What to do:
Set all the material down again unchanged, without the pictures.

• • •

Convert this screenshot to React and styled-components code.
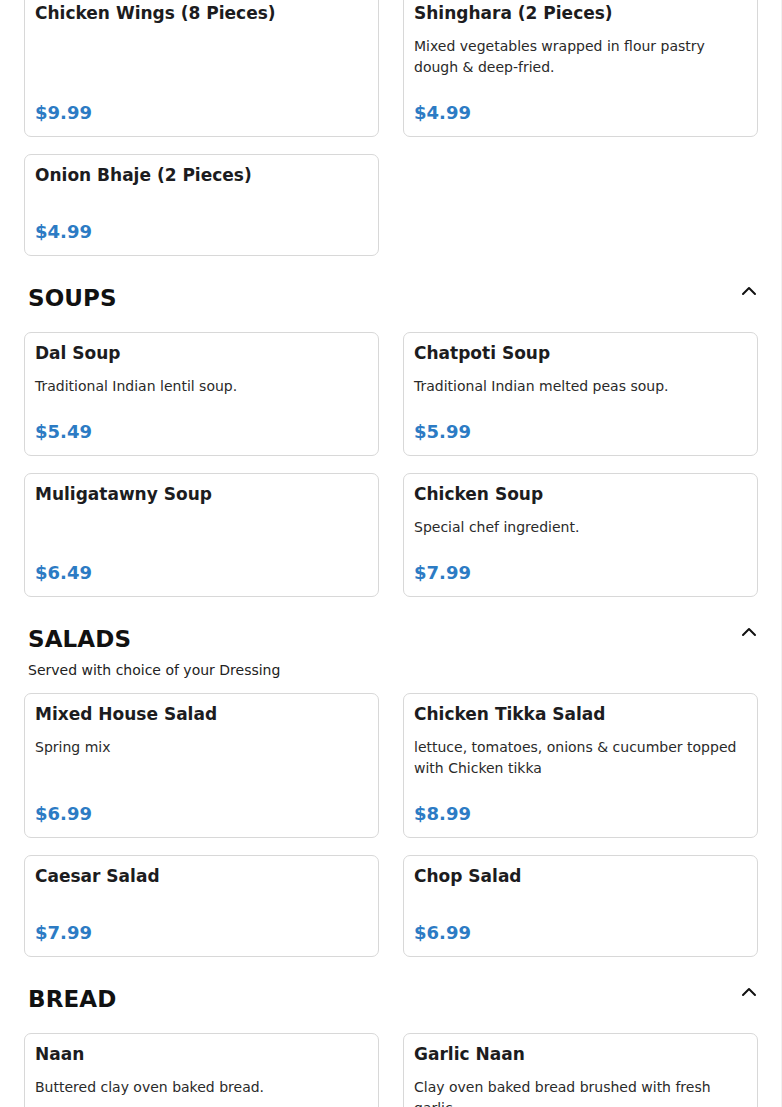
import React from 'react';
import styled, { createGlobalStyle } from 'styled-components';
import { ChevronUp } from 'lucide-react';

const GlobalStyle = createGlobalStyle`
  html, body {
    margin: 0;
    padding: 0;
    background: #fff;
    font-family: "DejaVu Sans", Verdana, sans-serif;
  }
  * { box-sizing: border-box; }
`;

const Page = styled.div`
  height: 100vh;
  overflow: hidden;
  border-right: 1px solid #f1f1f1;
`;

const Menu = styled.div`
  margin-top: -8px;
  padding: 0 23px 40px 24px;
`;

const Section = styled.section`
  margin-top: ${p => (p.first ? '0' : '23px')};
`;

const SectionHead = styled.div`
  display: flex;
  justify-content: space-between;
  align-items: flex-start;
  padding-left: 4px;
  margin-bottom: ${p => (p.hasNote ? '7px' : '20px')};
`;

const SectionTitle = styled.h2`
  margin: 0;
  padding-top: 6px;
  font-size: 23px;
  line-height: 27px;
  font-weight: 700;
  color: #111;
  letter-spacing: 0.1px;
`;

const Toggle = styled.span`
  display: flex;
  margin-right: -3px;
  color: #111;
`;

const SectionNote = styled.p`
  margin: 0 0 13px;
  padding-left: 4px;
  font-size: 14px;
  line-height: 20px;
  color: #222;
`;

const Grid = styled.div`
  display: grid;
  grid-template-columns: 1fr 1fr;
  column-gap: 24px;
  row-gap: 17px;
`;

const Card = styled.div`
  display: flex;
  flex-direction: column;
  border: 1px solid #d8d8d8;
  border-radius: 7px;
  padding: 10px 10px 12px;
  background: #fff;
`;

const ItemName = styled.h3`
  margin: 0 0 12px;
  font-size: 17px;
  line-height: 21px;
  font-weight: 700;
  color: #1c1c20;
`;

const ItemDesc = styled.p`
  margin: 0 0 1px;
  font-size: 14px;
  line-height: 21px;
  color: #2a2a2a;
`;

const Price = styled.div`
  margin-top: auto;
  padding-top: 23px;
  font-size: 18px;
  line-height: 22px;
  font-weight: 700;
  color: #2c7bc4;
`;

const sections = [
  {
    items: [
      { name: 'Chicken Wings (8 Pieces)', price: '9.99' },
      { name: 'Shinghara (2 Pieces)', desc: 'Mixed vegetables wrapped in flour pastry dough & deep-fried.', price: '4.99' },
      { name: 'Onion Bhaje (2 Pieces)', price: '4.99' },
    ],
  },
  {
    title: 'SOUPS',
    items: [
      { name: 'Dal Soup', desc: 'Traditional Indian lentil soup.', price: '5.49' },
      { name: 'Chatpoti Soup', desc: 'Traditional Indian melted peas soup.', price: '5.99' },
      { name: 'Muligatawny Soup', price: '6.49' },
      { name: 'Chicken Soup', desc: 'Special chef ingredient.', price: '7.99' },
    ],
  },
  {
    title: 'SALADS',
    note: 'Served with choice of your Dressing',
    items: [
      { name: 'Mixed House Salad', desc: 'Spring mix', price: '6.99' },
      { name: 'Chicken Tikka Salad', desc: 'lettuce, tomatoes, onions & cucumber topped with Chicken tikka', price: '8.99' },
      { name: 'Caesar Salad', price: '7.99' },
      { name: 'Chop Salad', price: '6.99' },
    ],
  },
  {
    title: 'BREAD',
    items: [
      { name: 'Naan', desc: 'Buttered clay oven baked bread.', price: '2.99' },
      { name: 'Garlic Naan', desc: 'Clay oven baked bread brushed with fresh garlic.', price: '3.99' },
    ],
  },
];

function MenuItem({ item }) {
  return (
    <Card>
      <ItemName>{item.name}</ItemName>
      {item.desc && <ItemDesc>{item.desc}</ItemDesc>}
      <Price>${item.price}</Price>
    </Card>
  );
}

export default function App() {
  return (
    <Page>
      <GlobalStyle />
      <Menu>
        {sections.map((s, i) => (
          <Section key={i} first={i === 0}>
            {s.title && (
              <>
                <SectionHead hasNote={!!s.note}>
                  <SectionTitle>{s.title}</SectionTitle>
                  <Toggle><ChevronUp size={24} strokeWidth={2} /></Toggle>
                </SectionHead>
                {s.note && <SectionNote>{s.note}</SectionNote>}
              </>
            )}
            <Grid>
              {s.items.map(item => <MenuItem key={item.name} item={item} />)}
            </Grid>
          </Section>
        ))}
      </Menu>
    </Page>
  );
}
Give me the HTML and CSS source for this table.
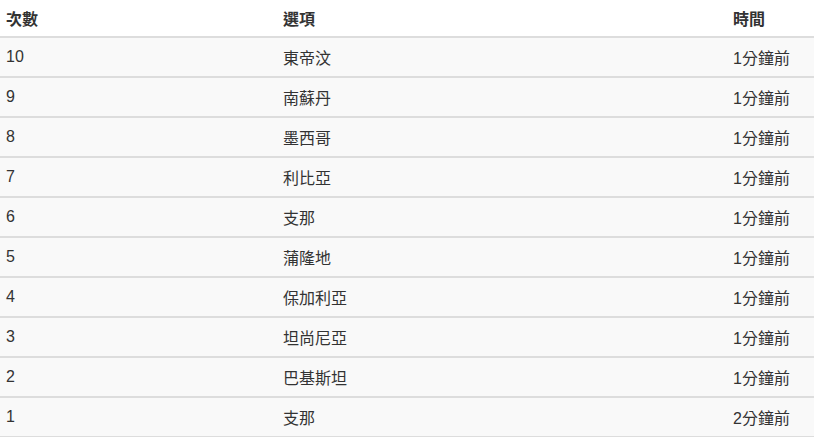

• • •

Exercise result:
Convert this screenshot to React and styled-components code.
import React from 'react';
import styled, { createGlobalStyle } from 'styled-components';
import { ChevronUp } from 'lucide-react';

const GlobalStyle = createGlobalStyle`
  html, body {
    margin: 0;
    padding: 0;
    background: #fff;
    font-family: "DejaVu Sans", Verdana, sans-serif;
  }
  * { box-sizing: border-box; }
`;

const Page = styled.div`
  height: 100vh;
  overflow: hidden;
  border-right: 1px solid #f1f1f1;
`;

const Menu = styled.div`
  margin-top: -8px;
  padding: 0 23px 40px 24px;
`;

const Section = styled.section`
  margin-top: ${p => (p.first ? '0' : '23px')};
`;

const SectionHead = styled.div`
  display: flex;
  justify-content: space-between;
  align-items: flex-start;
  padding-left: 4px;
  margin-bottom: ${p => (p.hasNote ? '7px' : '20px')};
`;

const SectionTitle = styled.h2`
  margin: 0;
  padding-top: 6px;
  font-size: 23px;
  line-height: 27px;
  font-weight: 700;
  color: #111;
  letter-spacing: 0.1px;
`;

const Toggle = styled.span`
  display: flex;
  margin-right: -3px;
  color: #111;
`;

const SectionNote = styled.p`
  margin: 0 0 13px;
  padding-left: 4px;
  font-size: 14px;
  line-height: 20px;
  color: #222;
`;

const Grid = styled.div`
  display: grid;
  grid-template-columns: 1fr 1fr;
  column-gap: 24px;
  row-gap: 17px;
`;

const Card = styled.div`
  display: flex;
  flex-direction: column;
  border: 1px solid #d8d8d8;
  border-radius: 7px;
  padding: 10px 10px 12px;
  background: #fff;
`;

const ItemName = styled.h3`
  margin: 0 0 12px;
  font-size: 17px;
  line-height: 21px;
  font-weight: 700;
  color: #1c1c20;
`;

const ItemDesc = styled.p`
  margin: 0 0 1px;
  font-size: 14px;
  line-height: 21px;
  color: #2a2a2a;
`;

const Price = styled.div`
  margin-top: auto;
  padding-top: 23px;
  font-size: 18px;
  line-height: 22px;
  font-weight: 700;
  color: #2c7bc4;
`;

const sections = [
  {
    items: [
      { name: 'Chicken Wings (8 Pieces)', price: '9.99' },
      { name: 'Shinghara (2 Pieces)', desc: 'Mixed vegetables wrapped in flour pastry dough & deep-fried.', price: '4.99' },
      { name: 'Onion Bhaje (2 Pieces)', price: '4.99' },
    ],
  },
  {
    title: 'SOUPS',
    items: [
      { name: 'Dal Soup', desc: 'Traditional Indian lentil soup.', price: '5.49' },
      { name: 'Chatpoti Soup', desc: 'Traditional Indian melted peas soup.', price: '5.99' },
      { name: 'Muligatawny Soup', price: '6.49' },
      { name: 'Chicken Soup', desc: 'Special chef ingredient.', price: '7.99' },
    ],
  },
  {
    title: 'SALADS',
    note: 'Served with choice of your Dressing',
    items: [
      { name: 'Mixed House Salad', desc: 'Spring mix', price: '6.99' },
      { name: 'Chicken Tikka Salad', desc: 'lettuce, tomatoes, onions & cucumber topped with Chicken tikka', price: '8.99' },
      { name: 'Caesar Salad', price: '7.99' },
      { name: 'Chop Salad', price: '6.99' },
    ],
  },
  {
    title: 'BREAD',
    items: [
      { name: 'Naan', desc: 'Buttered clay oven baked bread.', price: '2.99' },
      { name: 'Garlic Naan', desc: 'Clay oven baked bread brushed with fresh garlic.', price: '3.99' },
    ],
  },
];

function MenuItem({ item }) {
  return (
    <Card>
      <ItemName>{item.name}</ItemName>
      {item.desc && <ItemDesc>{item.desc}</ItemDesc>}
      <Price>${item.price}</Price>
    </Card>
  );
}

export default function App() {
  return (
    <Page>
      <GlobalStyle />
      <Menu>
        {sections.map((s, i) => (
          <Section key={i} first={i === 0}>
            {s.title && (
              <>
                <SectionHead hasNote={!!s.note}>
                  <SectionTitle>{s.title}</SectionTitle>
                  <Toggle><ChevronUp size={24} strokeWidth={2} /></Toggle>
                </SectionHead>
                {s.note && <SectionNote>{s.note}</SectionNote>}
              </>
            )}
            <Grid>
              {s.items.map(item => <MenuItem key={item.name} item={item} />)}
            </Grid>
          </Section>
        ))}
      </Menu>
    </Page>
  );
}
Give me the HTML and CSS source for this table.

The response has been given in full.